**TASK INPUTS**.
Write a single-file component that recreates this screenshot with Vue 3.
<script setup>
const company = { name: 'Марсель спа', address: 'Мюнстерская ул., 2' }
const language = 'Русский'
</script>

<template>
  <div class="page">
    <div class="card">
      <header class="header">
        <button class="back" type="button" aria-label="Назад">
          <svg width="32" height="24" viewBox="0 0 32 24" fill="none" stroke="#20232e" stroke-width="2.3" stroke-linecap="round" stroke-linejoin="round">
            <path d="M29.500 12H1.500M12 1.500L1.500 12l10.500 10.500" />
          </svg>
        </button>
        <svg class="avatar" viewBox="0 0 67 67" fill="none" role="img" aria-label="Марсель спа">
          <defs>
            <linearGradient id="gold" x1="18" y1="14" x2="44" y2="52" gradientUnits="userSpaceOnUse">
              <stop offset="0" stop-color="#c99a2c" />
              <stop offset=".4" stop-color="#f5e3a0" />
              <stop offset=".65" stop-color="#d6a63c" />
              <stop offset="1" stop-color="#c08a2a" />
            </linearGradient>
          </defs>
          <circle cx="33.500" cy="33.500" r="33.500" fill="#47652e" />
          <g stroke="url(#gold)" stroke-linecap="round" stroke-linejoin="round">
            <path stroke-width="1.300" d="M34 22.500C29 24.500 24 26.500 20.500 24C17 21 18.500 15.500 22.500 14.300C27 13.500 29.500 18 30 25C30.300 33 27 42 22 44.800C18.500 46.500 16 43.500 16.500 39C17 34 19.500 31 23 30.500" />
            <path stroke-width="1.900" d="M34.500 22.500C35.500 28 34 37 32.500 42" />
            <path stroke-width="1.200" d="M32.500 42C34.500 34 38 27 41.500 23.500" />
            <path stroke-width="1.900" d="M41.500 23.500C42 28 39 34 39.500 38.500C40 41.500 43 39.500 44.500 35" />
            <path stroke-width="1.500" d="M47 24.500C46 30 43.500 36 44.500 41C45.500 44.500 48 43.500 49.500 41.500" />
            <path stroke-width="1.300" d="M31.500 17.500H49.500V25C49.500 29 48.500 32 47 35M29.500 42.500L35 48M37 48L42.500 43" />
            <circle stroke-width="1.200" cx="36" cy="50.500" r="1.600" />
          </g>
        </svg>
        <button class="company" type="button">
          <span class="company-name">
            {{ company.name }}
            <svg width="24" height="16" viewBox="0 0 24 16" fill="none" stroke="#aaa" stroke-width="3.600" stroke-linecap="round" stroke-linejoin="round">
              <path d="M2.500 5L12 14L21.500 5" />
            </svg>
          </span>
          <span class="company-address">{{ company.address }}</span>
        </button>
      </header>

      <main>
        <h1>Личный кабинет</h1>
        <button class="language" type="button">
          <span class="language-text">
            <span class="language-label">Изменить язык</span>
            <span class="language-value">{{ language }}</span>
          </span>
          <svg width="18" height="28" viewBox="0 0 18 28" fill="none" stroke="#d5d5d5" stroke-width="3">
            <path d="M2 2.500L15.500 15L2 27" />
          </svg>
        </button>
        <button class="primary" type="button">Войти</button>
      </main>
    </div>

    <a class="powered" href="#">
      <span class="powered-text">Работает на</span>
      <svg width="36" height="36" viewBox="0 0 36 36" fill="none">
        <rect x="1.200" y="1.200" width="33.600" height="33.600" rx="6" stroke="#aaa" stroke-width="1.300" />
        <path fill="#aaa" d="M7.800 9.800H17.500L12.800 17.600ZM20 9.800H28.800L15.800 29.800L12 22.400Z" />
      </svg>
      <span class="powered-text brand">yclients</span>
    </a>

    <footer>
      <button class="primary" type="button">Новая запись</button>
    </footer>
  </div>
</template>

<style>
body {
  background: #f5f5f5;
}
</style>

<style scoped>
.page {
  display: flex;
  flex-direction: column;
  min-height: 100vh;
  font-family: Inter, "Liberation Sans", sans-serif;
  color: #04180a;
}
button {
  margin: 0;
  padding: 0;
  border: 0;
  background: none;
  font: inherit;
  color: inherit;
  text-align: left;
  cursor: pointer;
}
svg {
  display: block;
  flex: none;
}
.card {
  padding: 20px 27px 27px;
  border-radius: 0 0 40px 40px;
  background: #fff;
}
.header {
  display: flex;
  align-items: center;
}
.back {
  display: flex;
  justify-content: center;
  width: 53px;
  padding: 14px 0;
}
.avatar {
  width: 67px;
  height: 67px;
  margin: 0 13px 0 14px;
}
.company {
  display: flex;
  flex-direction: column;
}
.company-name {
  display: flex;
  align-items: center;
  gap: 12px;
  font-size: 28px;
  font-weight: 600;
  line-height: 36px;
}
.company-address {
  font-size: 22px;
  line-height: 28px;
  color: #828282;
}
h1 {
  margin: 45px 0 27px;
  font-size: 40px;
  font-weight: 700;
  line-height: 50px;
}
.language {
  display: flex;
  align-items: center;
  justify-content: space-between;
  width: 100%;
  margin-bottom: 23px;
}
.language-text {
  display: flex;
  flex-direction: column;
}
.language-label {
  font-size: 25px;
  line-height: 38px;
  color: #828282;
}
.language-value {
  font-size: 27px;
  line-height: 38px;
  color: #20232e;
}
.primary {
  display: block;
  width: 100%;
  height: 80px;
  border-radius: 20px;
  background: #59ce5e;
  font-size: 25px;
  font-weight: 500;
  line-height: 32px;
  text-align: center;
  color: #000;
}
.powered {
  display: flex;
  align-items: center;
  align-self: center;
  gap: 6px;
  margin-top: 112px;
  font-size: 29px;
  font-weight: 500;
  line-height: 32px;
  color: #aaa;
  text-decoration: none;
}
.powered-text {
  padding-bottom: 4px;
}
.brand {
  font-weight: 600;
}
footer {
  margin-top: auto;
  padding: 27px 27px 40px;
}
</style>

...

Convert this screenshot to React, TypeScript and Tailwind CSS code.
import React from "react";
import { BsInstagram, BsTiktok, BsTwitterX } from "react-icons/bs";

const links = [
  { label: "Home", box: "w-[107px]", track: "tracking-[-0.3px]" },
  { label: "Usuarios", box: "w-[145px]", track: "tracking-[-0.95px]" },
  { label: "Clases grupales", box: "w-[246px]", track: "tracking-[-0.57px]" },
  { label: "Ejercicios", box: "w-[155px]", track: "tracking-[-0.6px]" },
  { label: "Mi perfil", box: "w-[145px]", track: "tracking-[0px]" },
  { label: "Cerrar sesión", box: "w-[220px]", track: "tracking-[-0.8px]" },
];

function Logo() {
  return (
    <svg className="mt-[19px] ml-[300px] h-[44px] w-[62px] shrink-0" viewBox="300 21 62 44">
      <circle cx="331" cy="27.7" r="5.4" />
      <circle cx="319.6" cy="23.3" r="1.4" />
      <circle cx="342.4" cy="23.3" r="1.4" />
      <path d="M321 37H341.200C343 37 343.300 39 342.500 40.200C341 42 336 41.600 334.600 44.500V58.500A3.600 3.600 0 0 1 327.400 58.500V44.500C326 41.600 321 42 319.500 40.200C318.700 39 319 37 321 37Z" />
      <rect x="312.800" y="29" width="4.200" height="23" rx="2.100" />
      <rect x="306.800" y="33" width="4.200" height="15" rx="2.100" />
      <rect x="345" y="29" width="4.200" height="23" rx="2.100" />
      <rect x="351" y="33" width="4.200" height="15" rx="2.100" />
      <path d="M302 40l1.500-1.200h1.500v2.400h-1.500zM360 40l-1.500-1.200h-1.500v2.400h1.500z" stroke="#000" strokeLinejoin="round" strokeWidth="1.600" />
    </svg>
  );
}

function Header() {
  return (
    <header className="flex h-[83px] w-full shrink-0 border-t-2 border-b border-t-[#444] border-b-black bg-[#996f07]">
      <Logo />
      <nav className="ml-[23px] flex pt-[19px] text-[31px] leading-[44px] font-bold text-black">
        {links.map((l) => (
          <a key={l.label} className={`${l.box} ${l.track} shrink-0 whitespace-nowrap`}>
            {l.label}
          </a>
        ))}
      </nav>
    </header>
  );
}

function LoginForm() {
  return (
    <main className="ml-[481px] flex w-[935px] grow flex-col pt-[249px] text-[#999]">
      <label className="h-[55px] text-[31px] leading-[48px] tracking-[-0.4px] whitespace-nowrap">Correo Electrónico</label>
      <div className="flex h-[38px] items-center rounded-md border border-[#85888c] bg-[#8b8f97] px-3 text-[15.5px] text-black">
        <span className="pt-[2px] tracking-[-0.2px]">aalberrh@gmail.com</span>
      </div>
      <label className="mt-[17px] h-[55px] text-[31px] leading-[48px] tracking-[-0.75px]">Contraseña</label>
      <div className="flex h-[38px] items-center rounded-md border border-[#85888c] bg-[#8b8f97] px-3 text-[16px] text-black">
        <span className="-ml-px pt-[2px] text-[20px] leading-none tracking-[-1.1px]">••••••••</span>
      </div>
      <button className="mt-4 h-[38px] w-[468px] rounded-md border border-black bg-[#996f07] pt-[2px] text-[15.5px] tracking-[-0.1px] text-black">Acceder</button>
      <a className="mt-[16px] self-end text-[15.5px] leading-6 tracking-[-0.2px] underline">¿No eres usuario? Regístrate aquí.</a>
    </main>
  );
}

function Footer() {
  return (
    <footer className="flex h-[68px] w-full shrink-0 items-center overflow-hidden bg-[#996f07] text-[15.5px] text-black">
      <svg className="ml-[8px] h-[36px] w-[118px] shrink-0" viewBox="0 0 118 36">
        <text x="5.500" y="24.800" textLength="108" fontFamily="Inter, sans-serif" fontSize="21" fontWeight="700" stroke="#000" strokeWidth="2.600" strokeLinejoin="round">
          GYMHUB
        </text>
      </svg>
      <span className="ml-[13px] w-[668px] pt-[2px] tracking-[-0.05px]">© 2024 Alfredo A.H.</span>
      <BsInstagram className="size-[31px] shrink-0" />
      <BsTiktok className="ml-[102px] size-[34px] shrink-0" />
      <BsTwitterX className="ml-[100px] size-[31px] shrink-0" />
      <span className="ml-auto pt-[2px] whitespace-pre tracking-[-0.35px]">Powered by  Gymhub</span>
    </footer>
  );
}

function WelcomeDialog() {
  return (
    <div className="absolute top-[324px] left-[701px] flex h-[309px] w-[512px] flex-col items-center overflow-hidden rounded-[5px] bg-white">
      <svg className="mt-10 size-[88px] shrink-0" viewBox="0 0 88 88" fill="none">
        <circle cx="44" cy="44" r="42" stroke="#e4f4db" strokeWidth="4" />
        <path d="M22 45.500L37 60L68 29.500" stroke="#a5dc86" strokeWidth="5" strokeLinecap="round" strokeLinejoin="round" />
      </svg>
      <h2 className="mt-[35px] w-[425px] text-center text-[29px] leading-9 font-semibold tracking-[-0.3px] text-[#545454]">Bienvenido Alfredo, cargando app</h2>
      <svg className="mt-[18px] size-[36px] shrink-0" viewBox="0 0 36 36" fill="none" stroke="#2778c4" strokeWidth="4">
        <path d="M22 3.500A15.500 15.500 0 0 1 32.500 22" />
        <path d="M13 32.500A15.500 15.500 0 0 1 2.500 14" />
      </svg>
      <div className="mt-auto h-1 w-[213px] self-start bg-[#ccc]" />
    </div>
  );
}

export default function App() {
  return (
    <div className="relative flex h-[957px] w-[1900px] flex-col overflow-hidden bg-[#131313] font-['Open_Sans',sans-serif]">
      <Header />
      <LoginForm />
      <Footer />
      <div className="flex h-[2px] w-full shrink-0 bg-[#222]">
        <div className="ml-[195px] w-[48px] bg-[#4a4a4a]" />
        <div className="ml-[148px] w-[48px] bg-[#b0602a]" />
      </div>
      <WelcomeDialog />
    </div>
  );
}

**STATED GOAL**.
Both the line with "Convert this screenshot" and the line with "BsInstagram, BsTiktok, BsTwitterX" belong in the extract, along with every line between them; set down those lines exactly and only.

**ANSWER FOR THE TASK**.
Convert this screenshot to React, TypeScript and Tailwind CSS code.
import React from "react";
import { BsInstagram, BsTiktok, BsTwitterX } from "react-icons/bs";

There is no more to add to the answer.